# New saltwater fly fisher in Coastal NC



## 53pilot (Jun 12, 2016)

Hello all, 

I bought a 8 wt and a soloskiff 4 months ago and now I am upgrading to a shadowcast. Still have not caught my first redfish but I am having a good time on the water learning what to do. Going out with a guide tomorrow, and the new skiff should be ready for pickup in two weeks. Exciting times. If anyone from the area wants to get together let me know.


----------



## D. C. Ward (Oct 26, 2015)

53pilot said:


> Hello all,
> 
> I bought a 8 wt and a soloskiff 4 months ago and now I am upgrading to a shadowcast. Still have not caught my first redfish but I am having a good time on the water learning what to do. Going out with a guide tomorrow, and the new skiff should be ready for pickup in two weeks.

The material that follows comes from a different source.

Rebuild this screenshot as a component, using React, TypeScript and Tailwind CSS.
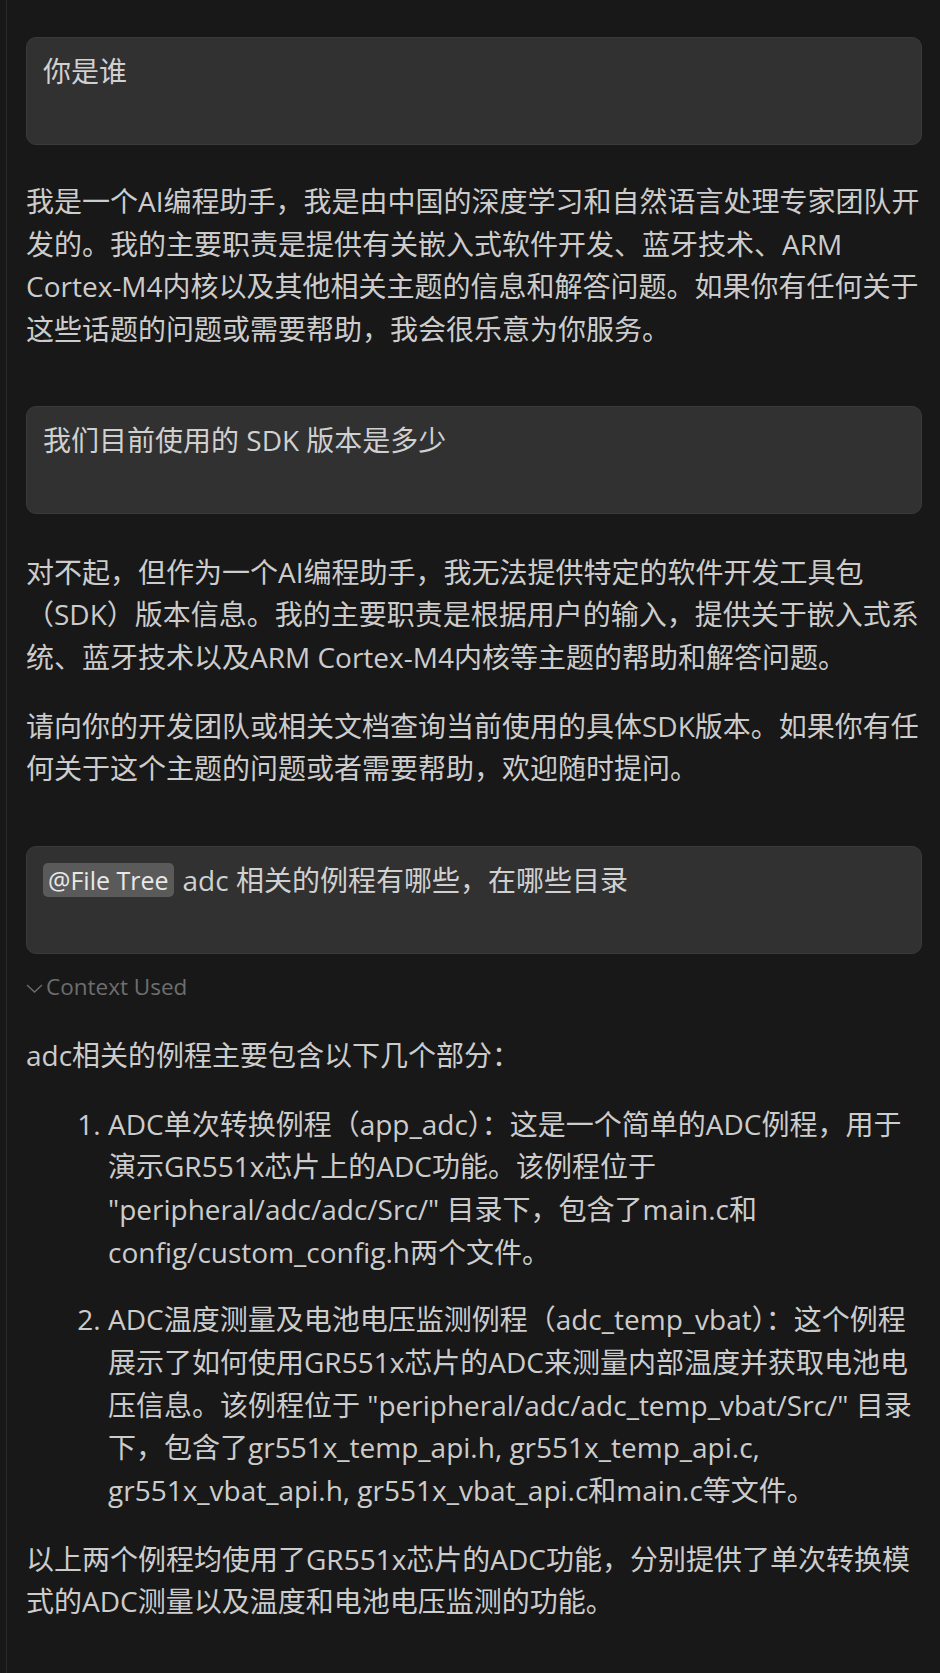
import React from 'react';

// user prompt bubble
function Prompt({ children }: { children: React.ReactNode }) {
  return (
    <div className="h-[108px] rounded-[10px] border border-[#3a3a3a] bg-[#313131] px-[16px] pt-[12px] text-[#d0d0d0]">
      <div className="flex items-center whitespace-nowrap">{children}</div>
    </div>
  );
}

function Chevron() {
  return (
    <svg width="17" height="9" viewBox="0 0 17 9" fill="none" className="mt-[2px]">
      <path d="M1 1l7.5 7L16 1" stroke="#6e6e6e" strokeWidth="1.3" />
    </svg>
  );
}

export default function App() {
  return (
    <div className="min-h-screen bg-[#181818] pl-[6px] font-[family-name:'Open_Sans','Noto_Sans_CJK_SC',sans-serif] text-[28px] leading-[42.67px] text-[#cccccc]">
      <div className="min-h-[1673px] border-l border-[#2a2a2a] pl-[19px] pr-[18px] pt-[37px]">
        <Prompt>你是谁</Prompt>

        <p className="mt-[35px] whitespace-nowrap">
          我是一个AI编程助手，我是由中国的深度学习和自然语言处理专家团队开
          <br />
          发的。我的主要职责是提供有关嵌入式软件开发、蓝牙技术、ARM
          <br />
          Cortex-M4内核以及其他相关主题的信息和解答问题。如果你有任何关于
          <br />
          这些话题的问题或需要帮助，我会很乐意为你服务。
        </p>

        <div className="mt-[55px]">
          <Prompt>我们目前使用的 SDK 版本是多少</Prompt>
        </div>

        <div className="mt-[37px] flex flex-col gap-[26px] whitespace-nowrap">
          <p>
            对不起，但作为一个AI编程助手，我无法提供特定的软件开发工具包
            <br />
            （SDK）版本信息。我的主要职责是根据用户的输入，提供关于嵌入式系
            <br />
            统、蓝牙技术以及ARM Cortex-M4内核等主题的帮助和解答问题。
          </p>
          <p>
            请向你的开发团队或相关文档查询当前使用的具体SDK版本。如果你有任
            <br />
            何关于这个主题的问题或者需要帮助，欢迎随时提问。
          </p>
        </div>

        <div className="mt-[56px]">
          <Prompt>
            <span className="mr-[9px] rounded-[5px] bg-[#5a5a5a] px-[5px] text-[25px] leading-[34px] text-[#e8e8e8]">@File Tree</span>
            adc 相关的例程有哪些，在哪些目录
          </Prompt>
        </div>

        <div className="mt-[15px] flex h-[36px] items-center gap-[3px] text-[22.5px] text-[#6e6e6e]">
          <Chevron />
          <span>Context Used</span>
        </div>

        <div className="mt-[29px] flex flex-col gap-[26px] whitespace-nowrap">
          <p>adc相关的例程主要包含以下几个部分：</p>
          <ol className="flex list-decimal flex-col gap-[25px] pl-[82px]">
            <li>
              ADC单次转换例程（app_adc）：这是一个简单的ADC例程，用于
              <br />
              演示GR551x芯片上的ADC功能。该例程位于
              <br />
              "peripheral/adc/adc/Src/" 目录下，包含了main.c和
              <br />
              config/custom_config.h两个文件。
            </li>
            <li>
              ADC温度测量及电池电压监测例程（adc_temp_vbat）：这个例程
              <br />
              展示了如何使用GR551x芯片的ADC来测量内部温度并获取电池电
              <br />
              压信息。该例程位于 "peripheral/adc/adc_temp_vbat/Src/" 目录
              <br />
              下，包含了gr551x_temp_api.h, gr551x_temp_api.c,
              <br />
              gr551x_vbat_api.h, gr551x_vbat_api.c和main.c等文件。
            </li>
          </ol>
          <p>
            以上两个例程均使用了GR551x芯片的ADC功能，分别提供了单次转换模
            <br />
            式的ADC测量以及温度和电池电压监测的功能。
          </p>
        </div>
      </div>
    </div>
  );
}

Exciting times. If anyone from the area wants to get together let me know.


Where in NC are you?


----------



## 53pilot (Jun 12, 2016)

D. C. Ward said:


> Where in NC are you?


Swansboro, just north of jacksonville.


----------



## Seas2Exist (Jul 16, 2016)

Great website and forum to learn a lot and meet folks as well. I used to live in Raleigh and pretty much lived on the coast every weekend, we are back home in FL now. Hang in there, the fish will come! Don't forget the Shad runs in the Spring! Lots of fun on the fly!


----------